Gems even crowd-sourced its band name. Sort of. “After Birdlips, which is perhaps one of the worst band names ever, we spent months and months trying to come up with a band name,” says Pitts. “We’d try them out on people at parties to see if they could remember them.” Usher had snatched the name Vandal Gems out of a lecture by mythologist Joseph Campbell, but it didn’t pass the test. “We went out and every single person at the end of the night was, like, ‘Something Gems?’” Vandal was quickly dropped.

Balancing murky atmosphere and crisp digital sheen, Gems’ songs seem to come from a streamlined, ultra-fashionable future realm. A place that does not necessarily exist, but if it did, it wouldn’t look like Woodbridge. If anything, though, Gems has been an exercise in what is and isn’t necessary for music-making. Turns out a hip environment might not be required at all.

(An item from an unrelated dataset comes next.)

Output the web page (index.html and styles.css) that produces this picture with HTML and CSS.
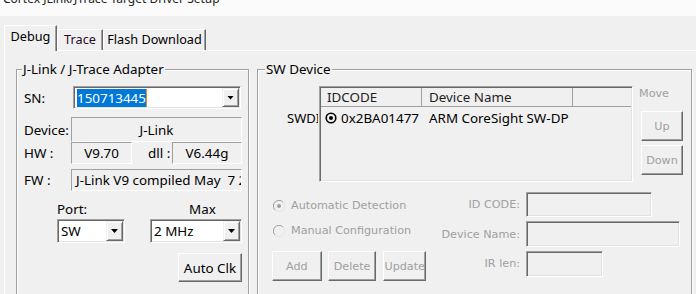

“I feel like Woodbridge is sort of a blank slate,” says Usher. “This whole Gems thing has been very empowering for us. We always thought we needed things that we didn’t have to do music. We needed a recording budget. We needed a nice studio. We needed a record label. A manager. We needed all these different things that we didn’t have.”

“Running out of money made us realize that we have to do everything ourselves,” says Pitts.

“Yeah,” says Usher. “I felt like it was kind of, we have to create our own world ourselves.”

Gems plays U Street Music Hall tonight with Alex Winston and WET.